Drone technology also captures and transforms different subjects. Drone strikes are largely conducted by the CIA, which is a civilian organisation and so is not protected under the laws of war, instead counting as unlawful combatants.[93] However, the US insists, nonetheless, that the CIA follows the laws of war.[94] Another ambiguity is the role of drone technology itself. The surveillance algorithms ‘process, screen, and select the data’ that will count as a suspect pattern of life, controlling the information from the moment of its input into the system to the moment it is presented to analysts, screeners and operators as suspect.[95] The technology then acts, in part, as a decision-making agent, creating another ambiguity in the laws of war, since the laws of war do not allow agency to machine decisions.[96] Drones also target subjects that international law considers unlawful targets. According to journalist Dexter Filkins, the US targets people for ‘consorting with known militants’.[97] The relevant law here is that which determines who the US may target in an armed conflict.[98] People who merely interact with militants play no role in the conflict, so firing on them breaches the law.[99] The US, instead of treating them as civilians, treats them as combatants. Drone surveillance contributes to this attitude in the way that it builds a picture of the social network of purported terrorist groups. The analysis is based not on the substance of things a person does or what they are able to do, but on the quantitative weight of the person’s involvement in the network: how many people in the network have they contacted, which areas do they access, and with what frequency. The legal question of who is effectively contributing to the military efforts is interpreted in practice as which nodes in the network have the greatest quantitative weight. Thus, this process blurs the legal boundaries that determine who is a legitimate target: the target is now determined according to data and algorithmic analysis.
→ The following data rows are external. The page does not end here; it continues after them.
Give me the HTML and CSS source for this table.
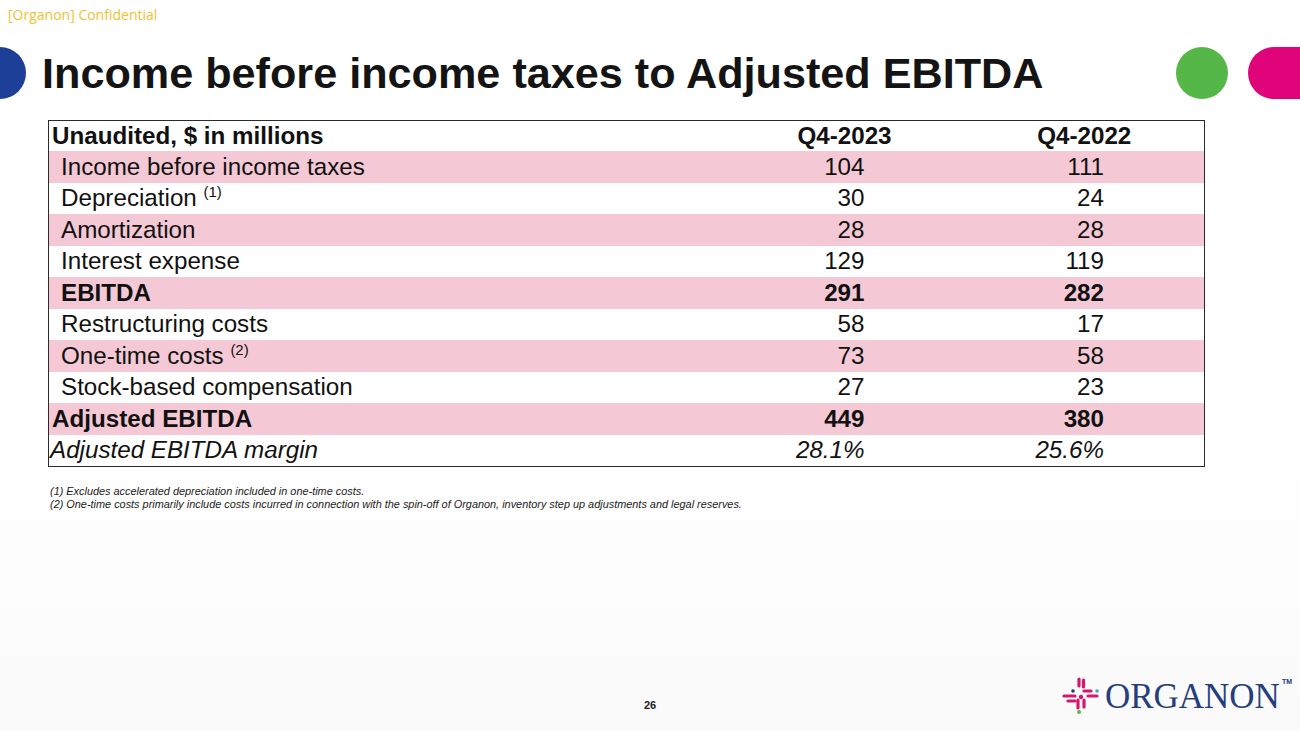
FILE: index.html
```html
<!DOCTYPE html>
<html lang="en">
<head>
<meta charset="utf-8">
<title>Income before income taxes to Adjusted EBITDA</title>
<link rel="stylesheet" href="styles.css">
</head>
<body>
<div class="slide">
  <div class="conf">[Organon] Confidential</div>
  <div class="titlebar">
    <span class="dot-blue"></span>
    <h1>Income before income taxes to Adjusted EBITDA</h1>
    <span class="dot-green"></span>
    <span class="pill-pink"></span>
  </div>
  <table class="fin">
    <colgroup><col class="c-label"><col class="c-val"><col class="c-val"></colgroup>
    <thead>
      <tr class="head"><th class="lbl">Unaudited, $ in millions</th><th class="h1">Q4-2023</th><th class="h2">Q4-2022</th></tr>
    </thead>
    <tbody>
      <tr class="pink"><td class="ind">Income before income taxes</td><td>104</td><td>111</td></tr>
      <tr><td class="ind">Depreciation <sup>(1)</sup></td><td>30</td><td>24</td></tr>
      <tr class="pink"><td class="ind">Amortization</td><td>28</td><td>28</td></tr>
      <tr><td class="ind">Interest expense</td><td>129</td><td>119</td></tr>
      <tr class="pink bold"><td class="ind">EBITDA</td><td>291</td><td>282</td></tr>
      <tr><td class="ind">Restructuring costs</td><td>58</td><td>17</td></tr>
      <tr class="pink"><td class="ind">One-time costs <sup>(2)</sup></td><td>73</td><td>58</td></tr>
      <tr><td class="ind">Stock-based compensation</td><td>27</td><td>23</td></tr>
      <tr class="pink bold"><td class="flush">Adjusted EBITDA</td><td>449</td><td>380</td></tr>
      <tr class="ital"><td class="flush2">Adjusted EBITDA margin</td><td>28.1%</td><td>25.6%</td></tr>
    </tbody>
  </table>
  <div class="notes">
    <p>(1) Excludes accelerated depreciation included in one-time costs.</p>
    <p>(2) One-time costs primarily include costs incurred in connection with the spin-off of Organon, inventory step up adjustments and legal reserves.</p>
  </div>
  <footer class="foot">
    <span></span>
    <span class="page">26</span>
    <div class="logo">
      <svg class="mark" width="40" height="42" viewBox="0 0 40 42" aria-hidden="true">
        <g stroke="#d6176d" stroke-width="3.2" stroke-linecap="round" fill="none">
          <line x1="20" y1="3" x2="20" y2="10"/>
          <line x1="24.5" y1="4" x2="24.5" y2="11"/>
          <line x1="25" y1="15" x2="32" y2="15"/>
          <line x1="5" y1="20" x2="16" y2="20"/>
          <line x1="29" y1="20" x2="38" y2="20"/>
          <line x1="9" y1="25" x2="16" y2="25"/>
          <line x1="19" y1="24" x2="19" y2="32"/>
          <line x1="25" y1="24" x2="25" y2="31"/>
        </g>
        <circle cx="22" cy="21" r="2.2" fill="#d6176d"/>
        <circle cx="14" cy="15" r="1.8" fill="#233b7d"/>
        <circle cx="38" cy="15" r="1.8" fill="#36a9d6"/>
        <circle cx="20" cy="36" r="2" fill="#5bb847"/>
      </svg>
      <span class="word">ORGANON</span><span class="tm">TM</span>
    </div>
  </footer>
</div>
</body>
</html>
```
FILE: styles.css
```css
html, body {
  margin: 0;
  padding: 0;
  background: #ffffff;
}

.slide {
  width: 1300px;
  height: 731px;
  display: flex;
  flex-direction: column;
  background: linear-gradient(#ffffff 0%, #ffffff 60%, #fafafa 100%);
  font-family: "Liberation Sans", Arial, sans-serif;
  color: #111;
  overflow: hidden;
}

.conf {
  height: 47px;
  box-sizing: border-box;
  padding: 6px 0 0 8px;
  font-family: "Open Sans", "Liberation Sans", sans-serif;
  font-size: 14px;
  line-height: 18px;
  color: #f0c132;
}

.titlebar {
  height: 52px;
  display: flex;
  align-items: center;
}

.dot-blue {
  width: 26px;
  height: 52px;
  border-radius: 0 26px 26px 0;
  background: #1d3f98;
  flex: none;
}

.titlebar h1 {
  margin: 0 0 0 16px;
  font-size: 43.2px;
  line-height: 52px;
  font-weight: bold;
  color: #141414;
  white-space: nowrap;
}

.dot-green {
  margin-left: auto;
  width: 52px;
  height: 52px;
  border-radius: 50%;
  background: #55b748;
  flex: none;
}

.pill-pink {
  margin-left: 20px;
  width: 52px;
  height: 52px;
  border-radius: 26px 0 0 26px;
  background: #e0047b;
  flex: none;
}

.fin {
  margin: 21px 0 0 48px;
  width: 1156px;
  border-collapse: collapse;
  border: 1px solid #2a2a2a;
  table-layout: fixed;
  font-size: 24.2px;
}

.c-label { width: 668px; }
.c-val { width: 244px; }

.fin th, .fin td {
  padding: 0;
  white-space: nowrap;
  line-height: 28px;
}

.fin .head th {
  height: 30px;
  font-weight: bold;
  text-align: center;
  vertical-align: middle;
}

.fin .head th.lbl {
  text-align: left;
  padding-left: 3px;
}

.fin .head th.h1 { padding-left: 12px; }
.fin .head th.h2 { padding-left: 4px; }

.fin tbody td {
  height: 31.5px;
  vertical-align: middle;
  text-align: right;
}

.fin tbody td:nth-child(2) { padding-right: 96px; }
.fin tbody td:nth-child(3) { padding-right: 100px; }

.fin tbody td.ind { text-align: left; padding-left: 12px; }
.fin tbody td.flush { text-align: left; padding-left: 3px; }
.fin tbody td.flush2 { text-align: left; padding-left: 1px; }

.fin tr.pink { background: #f4c9d5; }
.fin tr.bold td { font-weight: bold; }
.fin tr.ital td { font-style: italic; }

.fin sup {
  font-size: 15px;
  vertical-align: 9px;
  line-height: 0;
}

.notes {
  margin: 18px 0 0 50px;
  font-size: 10.9px;
  line-height: 13px;
  font-style: italic;
  color: #222;
}

.notes p { margin: 0; }

.foot {
  margin-top: auto;
  height: 56px;
  display: grid;
  grid-template-columns: 1fr auto 1fr;
  align-items: center;
  padding-bottom: 6px;
}

.page {
  font-size: 11px;
  font-weight: bold;
  color: #222;
  padding-top: 16px;
}

.logo {
  justify-self: end;
  display: flex;
  align-items: center;
  margin-right: 8px;
}

.mark {
  flex: none;
  margin-right: 6px;
}

.word {
  font-family: "Liberation Serif", "Times New Roman", serif;
  font-size: 35px;
  letter-spacing: 0px;
  color: #253f7e;
  line-height: 40px;
}

.tm {
  align-self: flex-start;
  font-size: 7px;
  font-weight: bold;
  color: #213a7a;
  margin-left: 2px;
  margin-top: 2px;
}
```
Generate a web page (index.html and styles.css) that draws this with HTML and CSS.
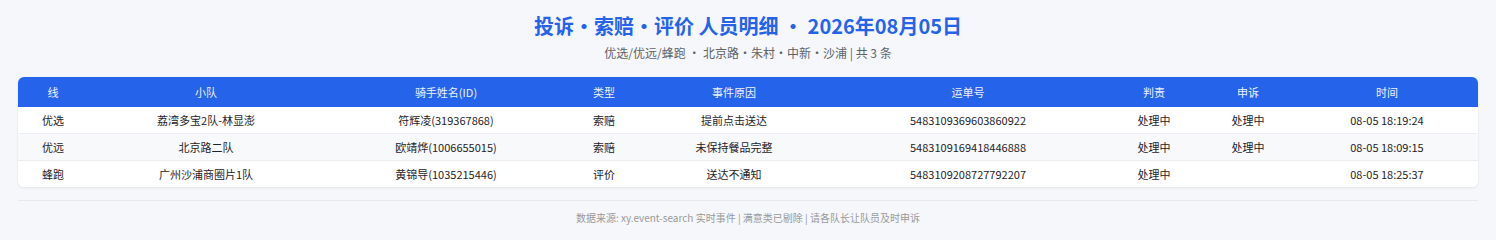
FILE: index.html
```html
<!DOCTYPE html>
<html lang="zh">
<head>
<meta charset="utf-8">
<link rel="stylesheet" href="styles.css">
</head>
<body>
<div class="page">
  <h1 class="title">投诉•索赔•评价 人员明细 • 2026年08月05日</h1>
  <div class="sub">优选/优远/蜂跑 • 北京路•朱村•中新•沙浦 | 共 3 条</div>
  <div class="card">
    <table class="grid">
      <colgroup>
        <col class="c1"><col class="c2"><col class="c3"><col class="c4"><col class="c5"><col class="c6"><col class="c7"><col class="c8"><col class="c9">
      </colgroup>
      <thead>
        <tr><th>线</th><th>小队</th><th>骑手姓名(ID)</th><th>类型</th><th>事件原因</th><th>运单号</th><th>判责</th><th>申诉</th><th>时间</th></tr>
      </thead>
      <tbody>
        <tr><td>优选</td><td>荔湾多宝2队-林显澎</td><td>符辉凌(319367868)</td><td>索赔</td><td>提前点击送达</td><td>5483109369603860922</td><td>处理中</td><td>处理中</td><td>08-05 18:19:24</td></tr>
        <tr><td>优远</td><td>北京路二队</td><td>欧靖烨(1006655015)</td><td>索赔</td><td>未保持餐品完整</td><td>5483109169418446888</td><td>处理中</td><td>处理中</td><td>08-05 18:09:15</td></tr>
        <tr><td>蜂跑</td><td>广州沙浦商圈片1队</td><td>黄锦导(1035215446)</td><td>评价</td><td>送达不通知</td><td>5483109208727792207</td><td>处理中</td><td></td><td>08-05 18:25:37</td></tr>
      </tbody>
    </table>
  </div>
  <div class="foot">数据来源: xy.event-search 实时事件 | 满意类已剔除 | 请各队长让队员及时申诉</div>
</div>
</body>
</html>
```

FILE: styles.css
```css
html, body {
  margin: 0;
  padding: 0;
  background: #f5f7fb;
}
body {
  font-family: "Noto Sans CJK SC", "Noto Sans", sans-serif;
  color: #1f2328;
}
.page {
  padding: 10px 18px 0;
}
.title {
  margin: 0;
  text-align: center;
  font-size: 20px;
  line-height: 32px;
  font-weight: 700;
  color: #2563eb;
}
.sub {
  text-align: center;
  font-size: 12px;
  line-height: 18px;
  color: #5f6368;
  margin-top: 2px;
}
.card {
  margin-top: 15px;
  background: #fff;
  border-radius: 6px;
  overflow: hidden;
  box-shadow: 0 1px 3px rgba(0, 0, 0, 0.08);
}
.grid {
  width: 100%;
  border-collapse: collapse;
  table-layout: fixed;
  font-size: 11px;
}
.c1 { width: 70px; }
.c2 { width: 236px; }
.c3 { width: 244px; }
.c4 { width: 72px; }
.c5 { width: 188px; }
.c6 { width: 280px; }
.c7 { width: 92px; }
.c8 { width: 96px; }
.c9 { width: auto; }
.grid th {
  background: #2563eb;
  color: #eef2fd;
  font-weight: 400;
  height: 30px;
  padding: 0;
  text-align: center;
}
.grid td {
  height: 26px;
  padding: 0;
  text-align: center;
  border-top: 1px solid #eceef2;
}
.grid tbody tr:first-child td {
  border-top: none;
  height: 26px;
}
.grid tbody tr:nth-child(even) td {
  background: #f8f9fb;
}
.foot {
  margin-top: 13px;
  border-top: 1px solid #e6e8ec;
  padding-top: 9px;
  text-align: center;
  font-size: 10px;
  line-height: 16px;
  color: #999;
}
```
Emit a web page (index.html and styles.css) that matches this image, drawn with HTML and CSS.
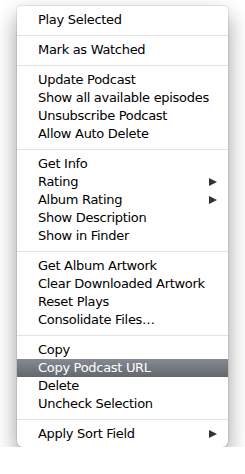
FILE: index.html
```html
<!DOCTYPE html>
<html lang="en">
<head>
    <meta charset="UTF-8">
    <meta name="viewport" content="width=device-width, initial-scale=1.0">
    <title>Context Menu</title>
    <link rel="stylesheet" href="styles.css">
</head>
<body>

    <div class="menu">
        <div class="item">Play Selected</div>
        <div class="sep"></div>

        <div class="item">Mark as Watched</div>
        <div class="sep"></div>

        <div class="item">Update Podcast</div>
        <div class="item">Show all available episodes</div>
        <div class="item">Unsubscribe Podcast</div>
        <div class="item">Allow Auto Delete</div>
        <div class="sep"></div>

        <div class="item">Get Info</div>
        <div class="item sub">Rating</div>
        <div class="item sub">Album Rating</div>
        <div class="item">Show Description</div>
        <div class="item">Show in Finder</div>
        <div class="sep"></div>

        <div class="item">Get Album Artwork</div>
        <div class="item">Clear Downloaded Artwork</div>
        <div class="item">Reset Plays</div>
        <div class="item">Consolidate Files…</div>
        <div class="sep"></div>

        <div class="item">Copy</div>
        <div class="item selected">Copy Podcast URL</div>
        <div class="item">Delete</div>
        <div class="item">Uncheck Selection</div>
        <div class="sep"></div>

        <div class="item sub">Apply Sort Field</div>
    </div>

</body>
</html>
```

FILE: styles.css
```css
body {
    margin: 0;
    padding: 6px 0 0 17px;
    background-color: #ffffff;
    font-family: "DejaVu Sans", "Liberation Sans", sans-serif;
}

.menu {
    width: 211px;
    height: 441px;
    box-sizing: border-box;
    padding: 5px 0 4px;
    background-color: #ffffff;
    border-radius: 4px 4px 6px 6px;
    box-shadow: 0 0 0 1px rgba(0, 0, 0, 0.08), 0 10px 22px rgba(0, 0, 0, 0.4);
}

.item {
    position: relative;
    height: 18px;
    line-height: 18px;
    padding-left: 21px;
    font-size: 13px;
    letter-spacing: -0.3px;
    color: #000;
    white-space: nowrap;
}

.item.sub::after {
    content: "";
    position: absolute;
    right: 11px;
    top: 5px;
    border-left: 8px solid #333;
    border-top: 4.5px solid transparent;
    border-bottom: 4.5px solid transparent;
}

.item.selected {
    color: #ffffff;
    background: linear-gradient(#858a92, #63686f);
}

.sep {
    height: 1px;
    margin: 6px 0 5px;
    background-color: #e3e3e3;
}
```
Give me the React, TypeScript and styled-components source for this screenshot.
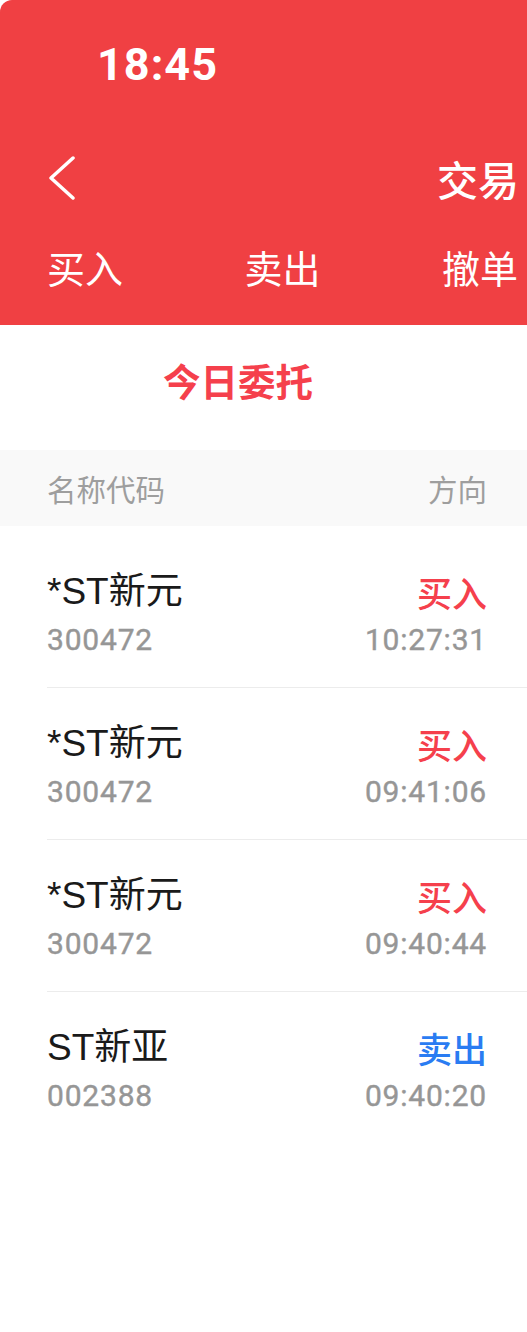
import React from "react";
import styled, { createGlobalStyle } from "styled-components";

const GlobalStyle = createGlobalStyle`
  html, body {
    margin: 0;
    padding: 0;
    background: #ffffff;
  }
  body {
    font-family: "Noto Sans", "Noto Sans CJK SC", sans-serif;
  }
`;

type Side = "buy" | "sell";

interface Order {
	name: string;
	code: string;
	side: Side;
	time: string;
}

const orders: Order[] = [
	{ name: "*ST新元", code: "300472", side: "buy", time: "10:27:31" },
	{ name: "*ST新元", code: "300472", side: "buy", time: "09:41:06" },
	{ name: "*ST新元", code: "300472", side: "buy", time: "09:40:44" },
	{ name: "ST新亚", code: "002388", side: "sell", time: "09:40:20" },
];

const sideStyles = {
	buy: { label: "买入", color: "#f5404c" },
	sell: { label: "卖出", color: "#2a7cf2" },
};

const Page = styled.div`
  width: 527px;
  min-height: 1332px;
  background: #ffffff;
  overflow: hidden;
`;

const Header = styled.header`
  background: #f04043;
  border-top-left-radius: 12px;
  color: #ffffff;
  padding-bottom: 19px;
`;

const StatusBar = styled.div`
  height: 128px;
  display: flex;
  align-items: center;
  padding-left: 97px;
`;

const Clock = styled.span`
  font-family: Roboto, "Liberation Sans", sans-serif;
  font-weight: 700;
  font-size: 45px;
  letter-spacing: 1px;
  line-height: 1;
`;

const NavBar = styled.div`
  height: 100px;
  display: flex;
  align-items: center;
  justify-content: space-between;
  padding-left: 48px;
  padding-right: 8px;
`;

const BackButton = styled.button`
  border: 0;
  background: none;
  padding: 0;
  display: flex;
  color: #ffffff;
`;

const NavTitle = styled.h1`
  margin: 0;
  font-family: "Noto Sans CJK SC", sans-serif;
  font-weight: 500;
  font-size: 41px;
  line-height: 1;
`;

const Tabs = styled.nav`
  height: 78px;
  display: flex;
  align-items: center;
  justify-content: space-between;
  padding-left: 47px;
  padding-right: 9px;
`;

const Tab = styled.span`
  font-family: "Noto Sans CJK SC", sans-serif;
  font-size: 38px;
  line-height: 1;
`;

const Section = styled.div`
  height: 125px;
  display: flex;
  align-items: center;
  padding-left: 163px;
  padding-bottom: 16px;
  box-sizing: border-box;
`;

const SectionTitle = styled.h2`
  margin: 0;
  font-family: "Noto Sans CJK SC", sans-serif;
  font-weight: 700;
  font-size: 37.5px;
  color: #f5404c;
  line-height: 1;
`;

const ListHead = styled.div`
  height: 76px;
  background: #f9f9f9;
  display: flex;
  align-items: center;
  justify-content: space-between;
  padding: 0 40px 0 47px;
  font-family: "Noto Sans CJK SC", sans-serif;
  font-size: 29.5px;
  color: #9e9e9e;
`;

const List = styled.ul`
  list-style: none;
  margin: 0;
  padding: 10px 0 0;
`;

const Row = styled.li`
  margin-left: 47px;
  padding: 34px 40px 27px 0;
  border-bottom: 1px solid #ececec;
  display: flex;
  flex-direction: column;
  gap: 6px;

  &:last-child {
    border-bottom: 0;
  }
`;

const Line = styled.div`
  display: flex;
  justify-content: space-between;
  align-items: center;
`;

const Name = styled.span`
  font-family: "Liberation Sans", "Noto Sans CJK SC", sans-serif;
  font-size: 37px;
  line-height: 44px;
  color: #1a1a1a;
`;

const Side = styled.span<{ $color: string }>`
  font-family: "Noto Sans CJK SC", sans-serif;
  font-weight: 500;
  font-size: 35px;
  line-height: 44px;
  color: ${({ $color }) => $color};
`;

const Num = styled.span`
  font-family: Roboto, "DejaVu Sans", sans-serif;
  font-weight: 400;
  font-size: 30px;
  line-height: 40px;
  color: #969696;
  letter-spacing: 0.8px;
  -webkit-text-stroke: 0.4px #969696;
`;

const Chevron = () => (
	<svg width="30" height="44" viewBox="0 0 30 44" fill="none">
		<path
			d="M25 2 L3 22 L25 42"
			stroke="currentColor"
			strokeWidth="3.5"
			strokeLinecap="round"
			strokeLinejoin="round"
		/>
	</svg>
);

export default function App() {
	return (
		<Page>
			<GlobalStyle />
			<Header>
				<StatusBar>
					<Clock>18:45</Clock>
				</StatusBar>
				<NavBar>
					<BackButton aria-label="返回">
						<Chevron />
					</BackButton>
					<NavTitle>交易</NavTitle>
				</NavBar>
				<Tabs>
					<Tab>买入</Tab>
					<Tab>卖出</Tab>
					<Tab>撤单</Tab>
				</Tabs>
			</Header>
			<Section>
				<SectionTitle>今日委托</SectionTitle>
			</Section>
			<ListHead>
				<span>名称代码</span>
				<span>方向</span>
			</ListHead>
			<List>
				{orders.map((o, i) => (
					<Row key={i}>
						<Line>
							<Name>{o.name}</Name>
							<Side $color={sideStyles[o.side].color}>
								{sideStyles[o.side].label}
							</Side>
						</Line>
						<Line>
							<Num>{o.code}</Num>
							<Num>{o.time}</Num>
						</Line>
					</Row>
				))}
			</List>
		</Page>
	);
}
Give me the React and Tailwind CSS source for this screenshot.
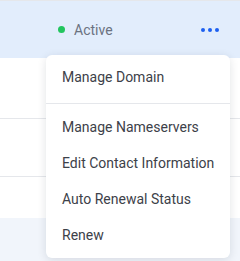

The formal legal debate fails to recognise the intertwining of technoscience and law that is happening in drone strikes. The US goes far beyond mere textual interpretation to justify its drone killing programme. It interprets legal thresholds technoscientifically and implements the law using drone technology. Drones are more than mere objects to which positive law applies, but are techno-legal assemblages. A more general historical and critical account of drones as assemblages can offer a more complete understanding of the legality of drone strikes.
Drones as Techno-Legal Assemblages
This section gives an account of drones as techno-legal assemblages. It argues that the drone assemblage implements remote techniques of social control, and these techniques reflect the broader history of colonial warfare. The technological character of law allows the US to use it for the efficient ordering of the space of drone wars. Drone wars map onto colonial cartographies and position the subjects of killing as legitimate targets without legal protection. Thus, drone strikes are not a radical break from the past but are grounded in the history of colonial war and necropolitics.
An assemblage is ‘a multiplicity which is made up of many heterogeneous terms and which establishes liaisons, relations between them’.[100] These terms include both material aspects, such as the technological practices of the drone, and formal aspects of language, such as legal terms. Deleuze states that assemblages consist of an interaction between content and form, where ‘form’ refers to expressions or utterances, and ‘content’ refers to what the expression is combined with, or the material aspects of the assemblage.[101]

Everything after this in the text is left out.